次の瞬間、パシャン、と音を立ててキキョウが消えた。否、正確に言うと、キキョウが地面に隠れたのだ。リンを助けるために。
「おっと、させないぜ?」
「!?」
地面に潜った筈の体が外に弾き出された。金色の光がキキョウの腕に巻き付いている。
「へー。これ便利だなぁ」
まるで他人事のように金色の光を感心するように見る男。
「ここは某が。ああいう輩は何度か戦ったことがあるのでな」
「妾も残ろう。ダイとは魔法の相性がいいからの」
そう言うが早いがダイが雷を拳に纏わせて特攻する。
「待て、誰がいかせると……!」
「余所見とは、余裕だな。某を怒らせると怖いぞ?」
背後の爆発音を聞きながらリンを探して走った。
「リンさん!」
「ジュード君! 助けて‼」
「ええ。今すぐ―――」
「ハクア君を助けて‼」
リンが泣きながらジュードに向かって叫ぶ。
「私のせいで……! お願い! ハクア君……あれじゃ死んじゃう!」
「師匠が……っ!?」
再び流れてくる、濃密な気配。なにもされていないのに殴られたかのような衝撃まで伴っている。
「キキョウさん!」
「お任せを!」
バキンと甲高い音を立ててリンの檻が木っ端微塵に壊された。だが、リンの足がおかしな方向へ曲がってしまっている。
「リンさんの足が……!」
「私はいいから! ハクア君を! 早く!」
相当痛いだろう筈の足など気にもせず、叫ぶ。ジュードに先にいけと行ったキキョウが治療を施す。

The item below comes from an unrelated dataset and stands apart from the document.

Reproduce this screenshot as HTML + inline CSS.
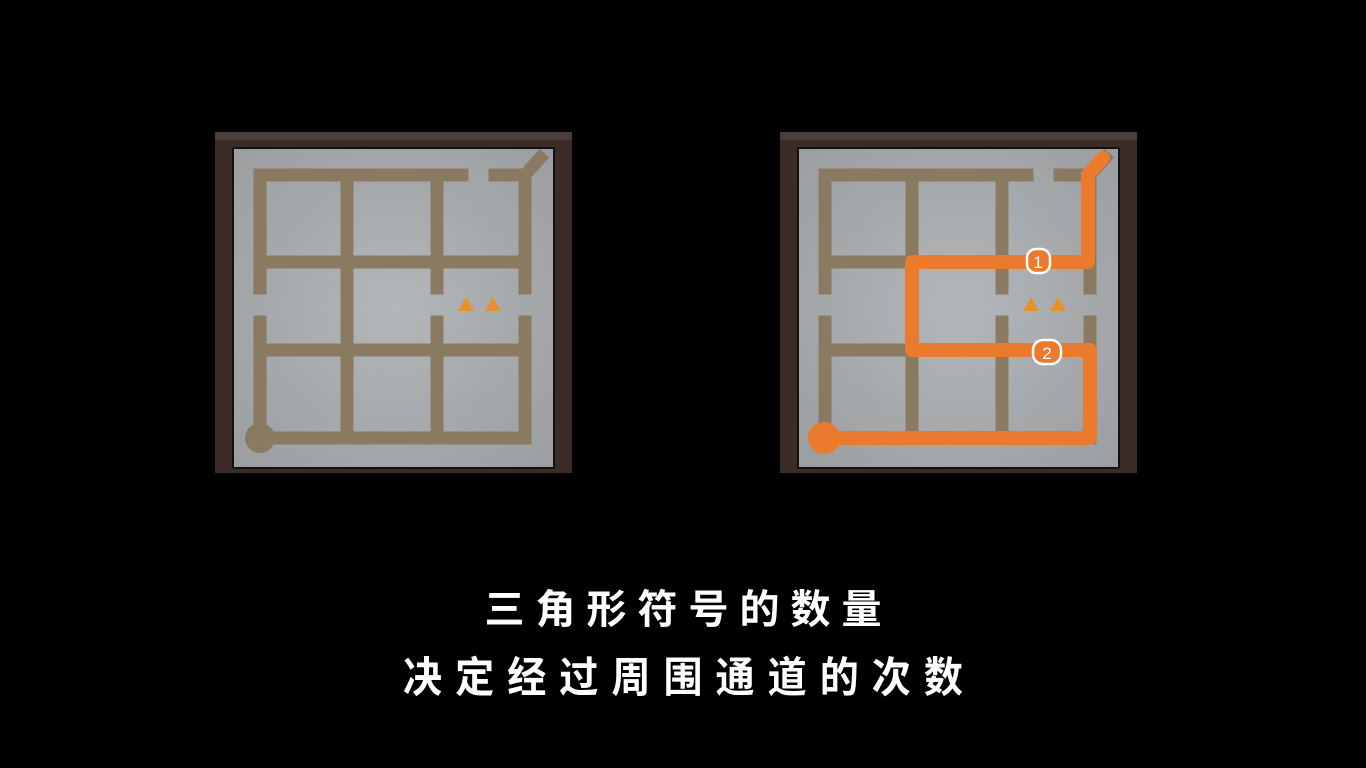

「お願いします、ジュード様。ハクア様を……私のご主人様を」
「はい!」
気絶してからフードに入れっぱなしだったチコをキキョウに預けて再び走った。
「!」
「おや。少し遅かったですね」
白銀の髪をした人の頭を足蹴にしながら笑顔で男がそう言った。
「師匠!」
白亜は、全く動かなかった。なんの反応もしない。
「もう少し早ければ救えたかもしれませんね」
「貴方は……!」
「おや、私の事を?」
「……有名ですからね。剣聖の名は」
スターリが以前戦った剣聖。彼は嬉しそうに手を叩く。
「まさかリグラートの第二王子様まで知っていらっしゃっているとは、光栄です」
「師匠から足をどけてください」
「残念ですが、彼女はもう死んでいますよ?」
「どけ!」
腰からナイフを取り出して投擲する。ジュードが全力で投げたそれを剣聖はいとも簡単に指先で摘まむように止めた。白亜がいつもやるように。
「まさか………!」
「ああ、言うのが遅れてしまいました。彼女の力は私が全て頂きましたので」
剣聖の両目が真っ黒に染まり、赤と緑の光を放っている。
「ふざけるなぁぁぁああ‼」
「おっと」
斬りかかるジュードから軽々と避ける剣聖。その動きは、白亜と瓜二つだった。
「師匠!」
白亜を壁際に引き摺るように寄せ、必死に揺さぶる。体は、異常なほど軽かった。
「師匠!」
目を開ける気配はない。心臓も止まっており呼吸もしていなかった。
「嘘だ……! 師匠!」
「しつこいですよっ」
「っ!?」
いつのまにか眼前にまで迫っていた剣聖の剣を避けるのは不可能だった。
「全く……疲れた」
その瞬間、剣を止めたのはよくジュードが見ていた不思議な刀身の剣。ぶつかり合った衝撃で水が辺りに飛び散った。
「ジュード……。俺が死んだくらいで周りが見えなくなってどうする」
目にも止まらぬ早さで刀が一閃される。が、剣聖は後ろに大きく跳んで回避した。
「師匠……? 師匠なんですよね……?」
「じゃあ何に見える。亡霊か? 魔物か?」
「え、でも確かに心臓も……」
「一時的に止めてた。こうすれば相手の油断を誘えると思って……。まぁ、少し死にかけたけど」
止められるものなのかはさておき、白亜の体は戦える状態ではないことくらい、ジュードは判っていた。
「師匠……無理しないでください」
「無理……してないとは言わないけど。俺の力殆ど盗られたから取り返さないと。今のままだと5分位で多分あの世に行くことになる」
「ヤバイじゃないですか!」
「何時だって綱渡りだ」
小さく笑いながら村雨を最上段に構え、呼吸を整える。